In an era where all the hot tech jobs seem to focus on application development and cloud computing, it can be hard to find fresh data center engineering talent. The Institute of Technology in Sligo, Ireland, is trying to rewrite that story with a new Bachelors Degree in Data Center Facilities Engineering, starting this fall.
According to the school, “The purpose of this new engineering degree programme is to provide the Data Centre industry with staff who are qualified to provide the proficient and in-depth skills necessary for the technical management and operation of data centre facilities. Expert operation and maintenance of these facilities is crucial in order to maintain 24/7 services with optimum energy efficiency.”

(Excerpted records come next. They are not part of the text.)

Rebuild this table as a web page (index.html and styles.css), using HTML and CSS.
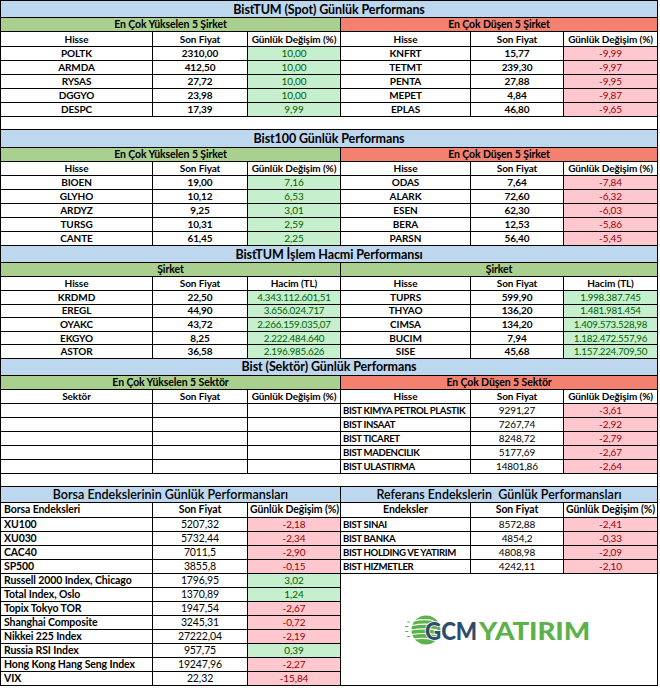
FILE: index.html
```html
<!DOCTYPE html>
<html lang="tr">
<head>
<meta charset="utf-8">
<title>Günlük Performans</title>
<link rel="stylesheet" href="styles.css">
</head>
<body>
<table class="sheet">
  <colgroup>
    <col class="c1"><col class="c2"><col class="c3"><col class="c4"><col class="c5"><col class="c6">
  </colgroup>
  <tbody>
    <!-- Section 1 -->
    <tr class="r-title"><td colspan="6" class="title">BistTUM (Spot) Günlük Performans</td></tr>
    <tr class="r-sub"><td colspan="3" class="sub-up">En Çok Yükselen 5 Şirket</td><td colspan="3" class="sub-down">En Çok Düşen 5 Şirket</td></tr>
    <tr class="r-head"><td>Hisse</td><td>Son Fiyat</td><td>Günlük Değişim (%)</td><td>Hisse</td><td>Son Fiyat</td><td>Günlük Değişim (%)</td></tr>
    <tr class="r-data"><td>POLTK</td><td>2310,00</td><td class="up">10,00</td><td>KNFRT</td><td>15,77</td><td class="down">-9,99</td></tr>
    <tr class="r-data"><td>ARMDA</td><td>412,50</td><td class="up">10,00</td><td>TETMT</td><td>239,30</td><td class="down">-9,97</td></tr>
    <tr class="r-data"><td>RYSAS</td><td>27,72</td><td class="up">10,00</td><td>PENTA</td><td>27,88</td><td class="down">-9,95</td></tr>
    <tr class="r-data"><td>DGGYO</td><td>23,98</td><td class="up">10,00</td><td>MEPET</td><td>4,84</td><td class="down">-9,87</td></tr>
    <tr class="r-data"><td>DESPC</td><td>17,39</td><td class="up">9,99</td><td>EPLAS</td><td>46,80</td><td class="down">-9,65</td></tr>
    <tr class="r-blank"><td colspan="6" class="blank"></td></tr>

    <!-- Section 2 -->
    <tr class="r-title2"><td colspan="6" class="title">Bist100 Günlük Performans</td></tr>
    <tr class="r-sub"><td colspan="3" class="sub-up">En Çok Yükselen 5 Şirket</td><td colspan="3" class="sub-down">En Çok Düşen 5 Şirket</td></tr>
    <tr class="r-head2"><td>Hisse</td><td>Son Fiyat</td><td>Günlük Değişim (%)</td><td>Hisse</td><td>Son Fiyat</td><td>Günlük Değişim (%)</td></tr>
    <tr class="r-data"><td>BIOEN</td><td>19,00</td><td class="up">7,16</td><td>ODAS</td><td>7,64</td><td class="down">-7,84</td></tr>
    <tr class="r-data"><td>GLYHO</td><td>10,12</td><td class="up">6,53</td><td>ALARK</td><td>72,60</td><td class="down">-6,32</td></tr>
    <tr class="r-data"><td>ARDYZ</td><td>9,25</td><td class="up">3,01</td><td>ESEN</td><td>62,30</td><td class="down">-6,03</td></tr>
    <tr class="r-data"><td>TURSG</td><td>10,31</td><td class="up">2,59</td><td>BERA</td><td>12,53</td><td class="down">-5,86</td></tr>
    <tr class="r-data"><td>CANTE</td><td>61,45</td><td class="up">2,25</td><td>PARSN</td><td>56,40</td><td class="down">-5,45</td></tr>

    <!-- Section 3 -->
    <tr class="r-title"><td colspan="6" class="title">BistTUM İşlem Hacmi Performansı</td></tr>
    <tr class="r-sub"><td colspan="3" class="sub-up">Şirket</td><td colspan="3" class="sub-up">Şirket</td></tr>
    <tr class="r-head2"><td>Hisse</td><td>Son Fiyat</td><td>Hacim (TL)</td><td>Hisse</td><td>Son Fiyat</td><td>Hacim (TL)</td></tr>
    <tr class="r-data3"><td>KRDMD</td><td>22,50</td><td class="up vol">4.343.112.601,51</td><td>TUPRS</td><td>599,90</td><td class="up vol">1.998.387.745</td></tr>
    <tr class="r-data3"><td>EREGL</td><td>44,90</td><td class="up vol">3.656.024.717</td><td>THYAO</td><td>136,20</td><td class="up vol">1.481.981.454</td></tr>
    <tr class="r-data3"><td>OYAKC</td><td>43,72</td><td class="up vol">2.266.159.035,07</td><td>CIMSA</td><td>134,20</td><td class="up vol">1.409.573.528,98</td></tr>
    <tr class="r-data3"><td>EKGYO</td><td>8,25</td><td class="up vol">2.222.484.640</td><td>BUCIM</td><td>7,94</td><td class="up vol">1.182.472.557,96</td></tr>
    <tr class="r-data3"><td>ASTOR</td><td>36,58</td><td class="up vol">2.196.985.626</td><td>SISE</td><td>45,68</td><td class="up vol">1.157.224.709,50</td></tr>

    <!-- Section 4 -->
    <tr class="r-title"><td colspan="6" class="title">Bist (Sektör) Günlük Performans</td></tr>
    <tr class="r-sub"><td colspan="3" class="sub-up">En Çok Yükselen 5 Sektör</td><td colspan="3" class="sub-down">En Çok Düşen 5 Sektör</td></tr>
    <tr class="r-head2"><td>Sektör</td><td>Son Fiyat</td><td>Günlük Değişim (%)</td><td>Hisse</td><td>Son Fiyat</td><td>Günlük Değişim (%)</td></tr>
    <tr class="r-data"><td></td><td></td><td></td><td class="name">BIST KIMYA PETROL PLASTIK</td><td class="plain">9291,27</td><td class="down">-3,61</td></tr>
    <tr class="r-data"><td></td><td></td><td></td><td class="name">BIST INSAAT</td><td class="plain">7267,74</td><td class="down">-2,92</td></tr>
    <tr class="r-data"><td></td><td></td><td></td><td class="name">BIST TICARET</td><td class="plain">8248,72</td><td class="down">-2,79</td></tr>
    <tr class="r-data"><td></td><td></td><td></td><td class="name">BIST MADENCILIK</td><td class="plain">5177,69</td><td class="down">-2,67</td></tr>
    <tr class="r-data"><td></td><td></td><td></td><td class="name">BIST ULASTIRMA</td><td class="plain">14801,86</td><td class="down">-2,64</td></tr>
    <tr class="r-blank"><td colspan="6" class="blank"></td></tr>

    <!-- Section 5 -->
    <tr class="r-title5"><td colspan="3" class="title title5">Borsa Endekslerinin Günlük Performansları</td><td colspan="3" class="title title5">Referans Endekslerin&nbsp; Günlük Performansları</td></tr>
    <tr class="r-head5"><td class="lname">Borsa Endeksleri</td><td>Son Fiyat</td><td>Günlük Değişim (%)</td><td>Endeksler</td><td>Son Fiyat</td><td>Günlük Değişim (%)</td></tr>
    <tr class="r-data5"><td class="lname">XU100</td><td class="plain5">5207,32</td><td class="down">-2,18</td><td class="name">BIST SINAI</td><td class="plain">8572,88</td><td class="down">-2,41</td></tr>
    <tr class="r-data5"><td class="lname">XU030</td><td class="plain5">5732,44</td><td class="down">-2,34</td><td class="name">BIST BANKA</td><td class="plain">4854,2</td><td class="down">-0,33</td></tr>
    <tr class="r-data5"><td class="lname">CAC40</td><td class="plain5">7011,5</td><td class="down">-2,90</td><td class="name">BIST HOLDING VE YATIRIM</td><td class="plain">4808,98</td><td class="down">-2,09</td></tr>
    <tr class="r-data5"><td class="lname">SP500</td><td class="plain5">3855,8</td><td class="down">-0,15</td><td class="name">BIST HIZMETLER</td><td class="plain">4242,11</td><td class="down">-2,10</td></tr>
    <tr class="r-data5"><td class="lname">Russell 2000 Index, Chicago</td><td class="plain5">1796,95</td><td class="up">3,02</td>
      <td colspan="3" rowspan="8" class="logo-cell">
        <svg class="logo" width="182" height="34" viewBox="0 0 182 34" xmlns="http://www.w3.org/2000/svg">
          <circle cx="15" cy="17" r="14.5" fill="#5db14a"/>
          <g fill="none" stroke="#ffffff" stroke-width="1.2" stroke-linecap="round">
            <path d="M3 8 Q12 5.5 22 7.5"/>
            <path d="M1.2 12.5 Q12 10 25 12"/>
            <path d="M0.6 17 Q12 14.8 26 16.8"/>
            <path d="M1.2 21.5 Q12 19.5 25 21.5"/>
            <path d="M3 26 Q12 24.5 22 26.5"/>
          </g>
          <g fill="#5db14a">
            <rect x="-4" y="8.5" width="3" height="1" rx="0.5"/>
            <rect x="-6" y="13" width="3.5" height="1" rx="0.5"/>
            <rect x="-6" y="18" width="3.5" height="1" rx="0.5"/>
            <rect x="-4" y="23" width="3" height="1" rx="0.5"/>
          </g>
          <text x="14" y="26.5" class="logo-gcm" textLength="52" lengthAdjust="spacingAndGlyphs">GCM</text>
          <text x="68" y="26.5" class="logo-yat" textLength="111" lengthAdjust="spacingAndGlyphs">YATIRIM</text>
        </svg>
      </td>
    </tr>
    <tr class="r-data5"><td class="lname">Total Index, Oslo</td><td class="plain5">1370,89</td><td class="up">1,24</td></tr>
    <tr class="r-data5"><td class="lname">Topix Tokyo TOR</td><td class="plain5">1947,54</td><td class="down">-2,67</td></tr>
    <tr class="r-data5"><td class="lname">Shanghai Composite</td><td class="plain5">3245,31</td><td class="down">-0,72</td></tr>
    <tr class="r-data5"><td class="lname">Nikkei 225 Index</td><td class="plain5">27222,04</td><td class="down">-2,19</td></tr>
    <tr class="r-data5"><td class="lname">Russia RSI Index</td><td class="plain5">957,75</td><td class="up">0,39</td></tr>
    <tr class="r-data5"><td class="lname">Hong Kong Hang Seng Index</td><td class="plain5">19247,96</td><td class="down">-2,27</td></tr>
    <tr class="r-data5"><td class="lname">VIX</td><td class="plain5">22,32</td><td class="down">-15,84</td></tr>
  </tbody>
</table>
</body>
</html>
```

FILE: styles.css
```css
html, body {
  margin: 0;
  padding: 0;
  background: #ffffff;
}

body {
  font-family: Lato, "Liberation Sans", sans-serif;
  color: #000000;
}

.sheet {
  border-collapse: collapse;
  table-layout: fixed;
  width: 657px;
}

.c1 { width: 152px; }
.c2 { width: 95px; }
.c3 { width: 93px; }
.c4 { width: 130px; }
.c5 { width: 93px; }
.c6 { width: 94px; }

.sheet td {
  border: 1px solid #000000;
  padding: 0 2px;
  font-size: 10px;
  font-weight: 700;
  line-height: 11px;
  text-align: center;
  vertical-align: middle;
  white-space: nowrap;
  overflow: hidden;
  letter-spacing: -0.1px;
}

.r-title td { height: 16px; }
.r-title2 td { height: 17px; }
.r-sub td { height: 13px; }
.r-head td { height: 14px; }
.r-head2 td { height: 13px; }
.r-data td { height: 13px; }
.r-data3 td { height: 12.6px; }
.r-blank td { height: 12px; }
.r-title5 td { height: 15px; }
.r-head5 td { height: 14px; }
.r-data5 td { height: 13px; }

.sheet td.title {
  background: #bdd7ee;
  font-size: 12.5px;
  font-weight: 700;
  letter-spacing: -0.1px;
}

.sheet td.title5 {
  font-size: 12.5px;
  font-weight: 600;
  letter-spacing: 0;
}

.sheet td.sub-up {
  background: #a9d08e;
  font-size: 10.5px;
}

.sheet td.sub-down {
  background: #f4806f;
  font-size: 10.5px;
}

.sheet td.up {
  background: #c6efce;
  color: #006100;
  font-weight: 400;
}

.sheet td.down {
  background: #ffc7ce;
  color: #9c0006;
  font-weight: 400;
}

.sheet td.vol {
  letter-spacing: -0.25px;
  font-size: 9.8px;
}

.sheet td.name {
  text-align: left;
  padding-left: 2px;
  font-size: 9.6px;
  letter-spacing: -0.35px;
}

.sheet td.plain {
  font-weight: 400;
}

.sheet td.plain5 {
  font-weight: 400;
  font-size: 10.5px;
}

.r-head5 td {
  font-size: 10.5px;
}

.sheet td.lname {
  text-align: left;
  padding-left: 3px;
  font-size: 10.5px;
}

.sheet td.blank {
  border-top: 1px solid #000000;
  border-bottom: 1px solid #000000;
}

.sheet td.logo-cell {
  background: #ffffff;
  text-align: center;
  vertical-align: middle;
  padding: 0 0 0 6px;
}

.logo {
  display: block;
  margin: 2px auto 0;
  overflow: visible;
}

.logo-gcm {
  font-family: Lato, "Liberation Sans", sans-serif;
  font-weight: 900;
  font-size: 24px;
  fill: #2e4d6b;
  stroke: #ffffff;
  stroke-width: 1.5px;
  paint-order: stroke;
}

.logo-yat {
  font-family: Lato, "Liberation Sans", sans-serif;
  font-weight: 900;
  font-size: 24px;
  fill: #5db14a;
}
```
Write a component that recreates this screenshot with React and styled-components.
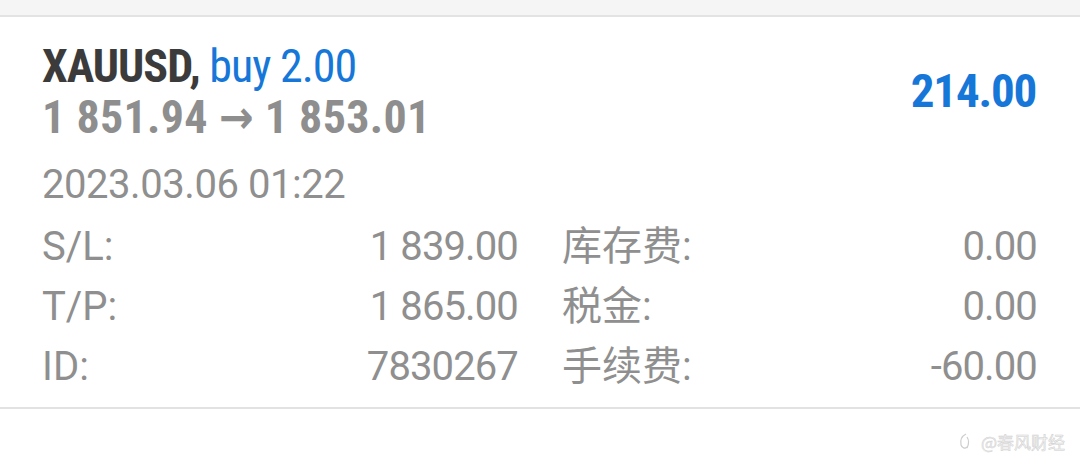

Online classes, but you still have to go to Belgium
While the school may be in Ireland, the degree is offered online, in English, with lab sessions in Haute École Louvain en Hainaut (HELHa) in Mons, Belgium. Students will have to show up there on specified days, which obviously tilts the program toward European students. Still, it provides a template that could be followed by schools around the world, creating cadres of new data center staff members without the need for intensive on-the-job training.
Because the course was reportedly developed after 18 months of consultations with Google, Facebook and Microsoft, it’s not entirely clear to what extent the course will focus on traditional enterprise data center practices or if it will concentrate on the needs of the web giants.
Creating a pool of entry-level workers?
But in an industry where technology graduates typically receive a more general education—perhaps bolstered with a short specialized course in data centers or other disciplines—the mere fact it exists also comes as a vote of confidence for careers in data center engineering. To be fair, there is a master's program in data center engineering at SMU’s Lyle School of Engineering in Dallas, but that requires students to already have their B.S. in engineering or a related field. The IT Sligo course can be expected to turn out younger, presumably less expensive, data center workers who are better suited for entry-level positions.
IT Sligo President Dr. Brendan McCormack told Irish Tech News, “We are proud to be helping the data centres to address a specific skill need which several of the world’s leading tech companies recognise and value.”
Denis Browne, Google’s EU regional data center lead, added, “Google’s data centers are some of the best in the world, and we look for the best talent to work with us. Thanks to IT Sligo and HELha, this online course will increase the skills of people already working in the sector and for those who wish to work in the industry going forward.”
In four years or so, we’ll have a better idea of how it’s all working out.